The thing about your credit report is it needs consistent good behaviour. Even if you start with a good report, one mistake can ruin that good record. It is something that you need to take care of for as long as you want to make financial transactions work in your favour.
To help you practice credit management, here are some tips that we can give you:
- Only borrow what you can afford to pay. This does not mean you should look at your income to determine how much you can borrow. You need to also consider how much debt you currently have and the expenses that you need to pay for every month. If you have to base it on your income, make sure that it is on your disposable income. This is the income that is left after all your other expenses and payments have been paid off at the end of the month.
- Practice the right payment behaviour. This is 35% of your credit score.
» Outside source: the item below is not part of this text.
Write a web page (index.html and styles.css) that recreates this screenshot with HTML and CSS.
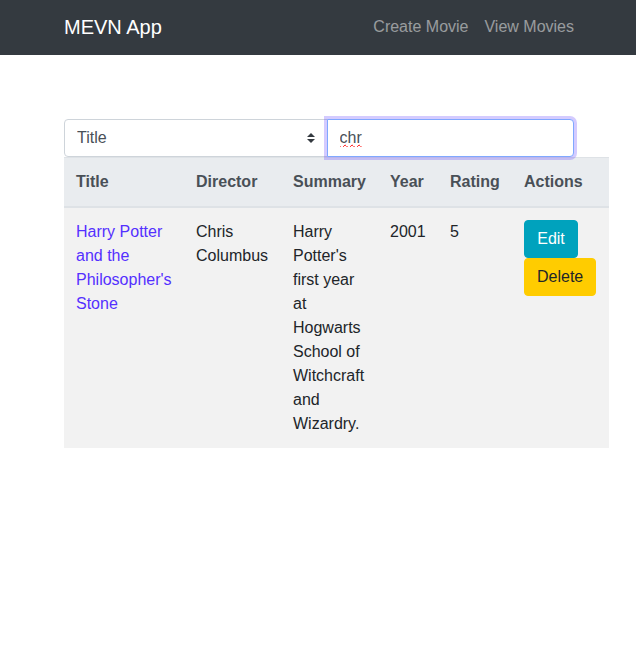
FILE: index.html
```html
<!DOCTYPE html>
<html lang="en">
<head>
<meta charset="utf-8">
<meta name="viewport" content="width=device-width, initial-scale=1">
<title>MEVN App</title>
<link rel="stylesheet" href="styles.css">
</head>
<body>
<header class="navbar">
  <nav class="container navbar-inner">
    <a class="brand" href="#">MEVN App</a>
    <div class="nav-links">
      <a class="nav-link" href="#">Create Movie</a>
      <a class="nav-link" href="#">View Movies</a>
    </div>
  </nav>
</header>
<main class="container content">
  <form class="search">
    <select class="field search-by" aria-label="Search by">
      <option>Title</option>
      <option>Director</option>
    </select>
    <input class="field search-text" type="text" value="chr" aria-label="Search text" spellcheck="false">
  </form>
  <table class="movies">
    <colgroup>
      <col class="col-title">
      <col class="col-text">
      <col class="col-text">
      <col class="col-year">
      <col class="col-rating">
      <col class="col-text">
    </colgroup>
    <thead>
      <tr><th>Title</th><th>Director</th><th>Summary</th><th>Year</th><th>Rating</th><th>Actions</th></tr>
    </thead>
    <tbody>
      <tr>
        <td><a class="movie-link" href="#">Harry Potter and the Philosopher's Stone</a></td>
        <td>Chris Columbus</td>
        <td>Harry Potter's first year at Hogwarts School of Witchcraft and Wizardry.</td>
        <td>2001</td>
        <td>5</td>
        <td>
          <button class="btn btn-edit" type="button">Edit</button>
          <button class="btn btn-delete" type="button">Delete</button>
        </td>
      </tr>
    </tbody>
  </table>
</main>
</body>
</html>
```
FILE: styles.css
```css
*,
*::before,
*::after {
  box-sizing: border-box;
}

body {
  margin: 0;
  background: #fff;
  color: #212529;
  font: 16px/24px "Liberation Sans", Arial, sans-serif;
}

a {
  text-decoration: none;
}

.container {
  width: 100%;
  max-width: 540px;
  margin: 0 auto;
  padding: 0 14px 0 16px;
}

.navbar {
  padding: 7px 0 8px;
  background: #343a40;
}

.navbar-inner {
  display: flex;
  align-items: center;
  justify-content: space-between;
}

.brand {
  color: #fff;
  font-size: 20px;
  line-height: 30px;
}

.nav-links {
  display: flex;
  gap: 16px;
}

.nav-link {
  padding: 8px 0;
  color: rgba(255, 255, 255, 0.5);
}

.content {
  padding-top: 64px;
}

.search {
  display: flex;
}

.field {
  flex: 1 1 0;
  min-width: 0;
  height: 38px;
  margin: 0;
  padding: 6px 12px;
  border: 1px solid #ced4da;
  background-color: #fff;
  color: #495057;
  font: inherit;
  outline: 0;
}

.search-by {
  appearance: none;
  padding-right: 28px;
  border-radius: 4px 0 0 4px;
  background-image: url("data:image/svg+xml,%3csvg xmlns='http://www.w3.org/2000/svg' viewBox='0 0 4 5'%3e%3cpath fill='%23343a40' d='M2 0L0 2h4zm0 5L0 3h4z'/%3e%3c/svg%3e");
  background-repeat: no-repeat;
  background-position: right 12px center;
  background-size: 8px 10px;
}

.search-text {
  z-index: 1;
  margin-left: -1px;
  border-color: #80a8ff;
  border-radius: 0 4px 4px 0;
  box-shadow: 0 0 0 3px rgba(84, 48, 255, 0.25);
  text-decoration: underline;
  text-decoration-style: wavy;
  text-decoration-color: #f00;
  text-decoration-thickness: 1px;
  text-decoration-skip-ink: none;
}

.movies {
  width: 100%;
  min-width: 545px;
  border-collapse: collapse;
}

.col-title {
  width: 120px;
}

.col-text {
  width: 97px;
}

.col-year {
  width: 60px;
}

.col-rating {
  width: 74px;
}

.movies th,
.movies td {
  padding: 12px;
  border-top: 1px solid #dee2e6;
  text-align: left;
  vertical-align: top;
}

.movies thead th {
  border-bottom: 2px solid #dee2e6;
  background: #e9ecef;
  color: #495057;
  vertical-align: bottom;
}

.movies tbody tr {
  background: #f2f2f2;
}

.movie-link {
  color: #5430ff;
}

.btn {
  min-width: 54px;
  padding: 6px 12px;
  border: 1px solid transparent;
  border-radius: 4px;
  font: inherit;
  vertical-align: middle;
}

.btn-edit {
  border-color: #00a2bd;
  background: #00a2bd;
  color: #fff;
}

.btn-delete {
  border-color: #fc0;
  background: #fc0;
  color: #212529;
}
```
If your credit history shows that you do not pay on time and you fail to meet the minimum payment requirement, you will be viewed as an irresponsible credit holder. That will make you a high credit risk because lenders will view you as someone who cannot be trusted with credit. You will either be denied of your loan application or given a higher interest rate.
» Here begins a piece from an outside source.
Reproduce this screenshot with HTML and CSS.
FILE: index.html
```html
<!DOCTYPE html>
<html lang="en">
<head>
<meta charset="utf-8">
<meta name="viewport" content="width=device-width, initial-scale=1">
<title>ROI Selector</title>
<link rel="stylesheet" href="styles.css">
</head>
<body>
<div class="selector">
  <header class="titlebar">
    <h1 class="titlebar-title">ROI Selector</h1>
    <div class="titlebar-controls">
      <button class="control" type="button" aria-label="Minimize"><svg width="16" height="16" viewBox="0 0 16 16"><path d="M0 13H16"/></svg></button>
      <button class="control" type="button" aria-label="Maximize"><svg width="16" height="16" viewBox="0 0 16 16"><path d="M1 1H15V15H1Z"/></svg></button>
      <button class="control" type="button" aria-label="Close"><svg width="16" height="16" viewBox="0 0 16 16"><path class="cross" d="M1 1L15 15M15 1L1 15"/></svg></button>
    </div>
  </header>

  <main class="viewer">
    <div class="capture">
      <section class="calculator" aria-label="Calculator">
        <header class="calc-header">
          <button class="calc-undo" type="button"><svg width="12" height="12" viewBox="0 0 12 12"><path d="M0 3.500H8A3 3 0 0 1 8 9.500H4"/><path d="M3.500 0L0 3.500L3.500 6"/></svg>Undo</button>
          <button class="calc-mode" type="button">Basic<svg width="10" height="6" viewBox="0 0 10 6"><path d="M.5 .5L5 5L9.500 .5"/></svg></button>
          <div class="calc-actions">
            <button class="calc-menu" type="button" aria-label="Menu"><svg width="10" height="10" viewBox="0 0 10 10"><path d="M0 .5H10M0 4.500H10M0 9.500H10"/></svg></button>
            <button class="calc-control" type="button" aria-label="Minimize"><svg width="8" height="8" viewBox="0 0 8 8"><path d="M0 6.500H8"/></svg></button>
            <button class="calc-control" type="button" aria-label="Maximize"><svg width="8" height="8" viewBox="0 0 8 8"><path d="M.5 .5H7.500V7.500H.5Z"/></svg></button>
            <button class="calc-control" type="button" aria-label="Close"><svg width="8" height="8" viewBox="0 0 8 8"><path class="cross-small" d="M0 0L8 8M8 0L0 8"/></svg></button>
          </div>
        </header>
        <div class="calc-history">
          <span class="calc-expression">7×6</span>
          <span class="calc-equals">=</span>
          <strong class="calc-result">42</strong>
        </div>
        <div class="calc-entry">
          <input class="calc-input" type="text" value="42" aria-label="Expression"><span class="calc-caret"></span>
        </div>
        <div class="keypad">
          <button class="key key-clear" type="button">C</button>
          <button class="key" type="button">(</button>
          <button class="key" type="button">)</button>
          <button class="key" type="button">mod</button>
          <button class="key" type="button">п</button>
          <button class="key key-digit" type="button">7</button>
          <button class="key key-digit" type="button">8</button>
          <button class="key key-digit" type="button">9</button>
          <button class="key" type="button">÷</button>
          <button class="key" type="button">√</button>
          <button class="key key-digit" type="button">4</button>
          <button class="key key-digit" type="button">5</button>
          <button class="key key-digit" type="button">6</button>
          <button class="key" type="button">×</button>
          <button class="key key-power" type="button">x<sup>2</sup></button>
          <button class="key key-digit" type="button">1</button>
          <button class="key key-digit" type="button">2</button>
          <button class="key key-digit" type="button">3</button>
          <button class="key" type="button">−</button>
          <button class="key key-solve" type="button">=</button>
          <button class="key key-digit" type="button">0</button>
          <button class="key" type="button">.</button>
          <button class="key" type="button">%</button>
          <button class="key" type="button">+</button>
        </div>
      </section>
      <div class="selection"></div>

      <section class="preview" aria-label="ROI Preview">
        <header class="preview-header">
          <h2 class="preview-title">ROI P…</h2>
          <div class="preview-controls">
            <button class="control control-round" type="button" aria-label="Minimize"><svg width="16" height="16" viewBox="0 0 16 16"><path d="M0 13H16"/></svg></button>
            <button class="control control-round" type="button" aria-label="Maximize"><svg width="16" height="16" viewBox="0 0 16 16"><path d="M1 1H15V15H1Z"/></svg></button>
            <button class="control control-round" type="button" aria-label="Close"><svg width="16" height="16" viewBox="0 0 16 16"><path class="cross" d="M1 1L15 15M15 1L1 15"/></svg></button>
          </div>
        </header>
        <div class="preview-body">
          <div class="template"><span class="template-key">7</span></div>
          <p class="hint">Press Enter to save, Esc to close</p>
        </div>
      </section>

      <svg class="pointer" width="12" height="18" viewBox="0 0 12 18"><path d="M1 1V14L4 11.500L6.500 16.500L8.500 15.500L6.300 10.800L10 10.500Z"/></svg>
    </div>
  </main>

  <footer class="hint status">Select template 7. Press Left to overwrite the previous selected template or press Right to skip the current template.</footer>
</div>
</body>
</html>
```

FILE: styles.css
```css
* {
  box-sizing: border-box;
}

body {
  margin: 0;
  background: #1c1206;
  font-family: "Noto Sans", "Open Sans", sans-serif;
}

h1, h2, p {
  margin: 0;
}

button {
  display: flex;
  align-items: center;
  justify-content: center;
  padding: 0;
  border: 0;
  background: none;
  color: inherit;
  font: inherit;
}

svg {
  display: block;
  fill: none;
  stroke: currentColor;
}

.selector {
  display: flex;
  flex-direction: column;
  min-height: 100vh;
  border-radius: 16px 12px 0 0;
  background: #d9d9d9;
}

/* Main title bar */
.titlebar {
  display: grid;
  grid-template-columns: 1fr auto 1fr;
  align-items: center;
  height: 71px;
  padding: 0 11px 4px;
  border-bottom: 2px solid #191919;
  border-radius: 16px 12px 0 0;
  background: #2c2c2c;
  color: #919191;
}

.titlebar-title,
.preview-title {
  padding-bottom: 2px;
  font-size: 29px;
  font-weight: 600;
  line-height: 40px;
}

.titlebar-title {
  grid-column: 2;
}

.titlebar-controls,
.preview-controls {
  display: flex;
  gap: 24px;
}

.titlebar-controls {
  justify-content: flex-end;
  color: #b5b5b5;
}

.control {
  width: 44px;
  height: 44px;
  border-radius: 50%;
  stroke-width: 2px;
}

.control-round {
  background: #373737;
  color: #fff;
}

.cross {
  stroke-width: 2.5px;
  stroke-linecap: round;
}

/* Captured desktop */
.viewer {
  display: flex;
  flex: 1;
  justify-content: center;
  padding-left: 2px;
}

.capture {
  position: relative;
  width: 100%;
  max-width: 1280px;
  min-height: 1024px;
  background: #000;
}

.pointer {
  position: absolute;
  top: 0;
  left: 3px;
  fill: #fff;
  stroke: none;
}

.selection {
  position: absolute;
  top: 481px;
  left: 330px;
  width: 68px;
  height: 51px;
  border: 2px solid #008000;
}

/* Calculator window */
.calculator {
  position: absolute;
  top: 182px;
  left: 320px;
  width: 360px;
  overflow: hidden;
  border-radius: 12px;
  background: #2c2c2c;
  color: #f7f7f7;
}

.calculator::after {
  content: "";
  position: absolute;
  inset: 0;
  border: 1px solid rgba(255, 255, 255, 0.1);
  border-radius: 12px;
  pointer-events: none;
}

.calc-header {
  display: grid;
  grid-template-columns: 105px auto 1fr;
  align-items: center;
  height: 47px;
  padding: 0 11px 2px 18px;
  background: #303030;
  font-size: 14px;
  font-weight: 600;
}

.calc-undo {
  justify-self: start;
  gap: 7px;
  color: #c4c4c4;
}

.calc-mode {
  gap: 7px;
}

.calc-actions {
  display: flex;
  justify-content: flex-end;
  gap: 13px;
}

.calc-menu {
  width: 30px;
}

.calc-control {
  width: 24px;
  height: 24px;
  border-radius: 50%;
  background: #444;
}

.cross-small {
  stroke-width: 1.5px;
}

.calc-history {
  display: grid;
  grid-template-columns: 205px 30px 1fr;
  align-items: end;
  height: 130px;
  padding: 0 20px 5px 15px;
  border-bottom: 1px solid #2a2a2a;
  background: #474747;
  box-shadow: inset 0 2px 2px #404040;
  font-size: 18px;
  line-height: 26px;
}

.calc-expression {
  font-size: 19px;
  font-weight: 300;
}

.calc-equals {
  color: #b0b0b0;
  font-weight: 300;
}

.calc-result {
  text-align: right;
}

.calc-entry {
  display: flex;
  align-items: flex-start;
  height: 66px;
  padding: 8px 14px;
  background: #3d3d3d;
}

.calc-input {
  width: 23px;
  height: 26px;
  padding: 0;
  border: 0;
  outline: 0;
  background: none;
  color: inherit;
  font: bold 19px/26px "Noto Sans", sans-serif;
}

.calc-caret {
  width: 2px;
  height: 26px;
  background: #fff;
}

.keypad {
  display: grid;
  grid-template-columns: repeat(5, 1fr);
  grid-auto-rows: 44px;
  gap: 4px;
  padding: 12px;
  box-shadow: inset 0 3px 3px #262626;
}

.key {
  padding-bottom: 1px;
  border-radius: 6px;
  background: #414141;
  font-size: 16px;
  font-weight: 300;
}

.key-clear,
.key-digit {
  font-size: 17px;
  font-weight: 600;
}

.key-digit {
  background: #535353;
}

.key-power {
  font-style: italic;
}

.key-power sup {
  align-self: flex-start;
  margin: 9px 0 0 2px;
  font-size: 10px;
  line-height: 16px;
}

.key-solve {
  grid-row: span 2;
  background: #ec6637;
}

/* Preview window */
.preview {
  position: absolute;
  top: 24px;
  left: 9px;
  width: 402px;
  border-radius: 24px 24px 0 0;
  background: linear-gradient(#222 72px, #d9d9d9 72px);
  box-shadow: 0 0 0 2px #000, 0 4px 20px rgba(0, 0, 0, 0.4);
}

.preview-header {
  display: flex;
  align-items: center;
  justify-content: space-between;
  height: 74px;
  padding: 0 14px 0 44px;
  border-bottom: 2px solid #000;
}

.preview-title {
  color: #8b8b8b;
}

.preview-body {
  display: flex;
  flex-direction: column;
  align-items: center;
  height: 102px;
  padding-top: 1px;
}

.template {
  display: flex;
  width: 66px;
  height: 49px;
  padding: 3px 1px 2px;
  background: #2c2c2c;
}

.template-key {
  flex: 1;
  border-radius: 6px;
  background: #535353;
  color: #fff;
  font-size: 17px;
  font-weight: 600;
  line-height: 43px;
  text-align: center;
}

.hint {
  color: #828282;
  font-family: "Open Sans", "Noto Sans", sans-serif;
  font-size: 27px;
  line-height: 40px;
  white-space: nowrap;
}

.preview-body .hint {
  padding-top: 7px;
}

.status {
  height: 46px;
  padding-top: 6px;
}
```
- Monitor your credit report. Sometimes, people end up with ruined credit reports after being a victim of identity theft. CNN.com reported that in 2014, the top complaint from Americans (as compiled by the Federal Trade Commission) involves identity theft. The only way that you can detect this is by looking at your credit history every now and then. You need to look at the records to ensure that everything reflected there are all your financial transactions. If there is one entry that you are not familiar with, then you may want to check that out and have it removed.
Credit management will help you maintain a good credit history. But to practice proper credit management, you also have to practice the right financial management habits. This includes budgeting, saving and smart spending. Being cautious with your financial decisions will ultimately help you improve your current financial standing.